A participant in the Forum section of our HR Weekly e-letter posed this question: “One of our employees is nearing 80 and his performance is slipping badly. Is there an alternative to harsh evaluations and termination? We’d like him to depart with dignity.” Here’s how some HR professionals replied:
Offer early retirement
“We had this situation, and co-workers were resentful of having to pick up the slack and correct her mistakes. The worker is 63 and wanted to work until 65. We offered her a VERIP (Voluntary Early Retirement Incentive Plan). She gets to save face and we look like we gave her a golden parachute, simply by offering to pay benefits until Medicare kicks in and giving a couple of weeks’ vacation. That’s a small price to pay for harmony in the office without upsetting anyone.” — Lianne, Miami
Convert to part time
“We had an older employee who became unable to perform his normal duties. Rather than terminate him, we were able to offer him a part-time position that included some of the tasks he was still able to do. He accepted and it has worked well for all.” — K.M.

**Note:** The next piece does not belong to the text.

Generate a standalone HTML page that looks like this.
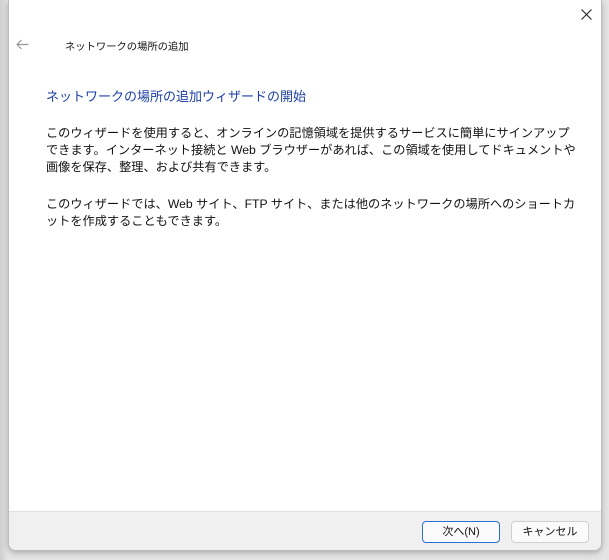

Treat as performance issue, not age
“We had this happen. We documented the exact dates and times that people had to show the employee procedures that she already had been shown multiple times. By carefully documenting everything, we approached it strictly as a performance issue. Age was never brought up. However, we were very firm that the performance issues must turn around. Within a week, the person decided to retire. It was all done in a firm, yet polite way, and everyone saved face.” — Mark
Accommodate what you can
“The answer is accommodating the employee to what he or she is still capable of doing. Perhaps co-workers would be willing to work with you on this.” — H. Moyer
Be realistic about your work force
“I work in manufacturing with a stable but aging work force. It’s a bigger issue as my workers (in their 50s and up) can’t do what they could when they were younger. Most do relatively heavy physical labor. The idea of accommodation is nice, but soon I’d have a whole roster of folks I’m paying but the actual work’s not getting done.” — L.C.S.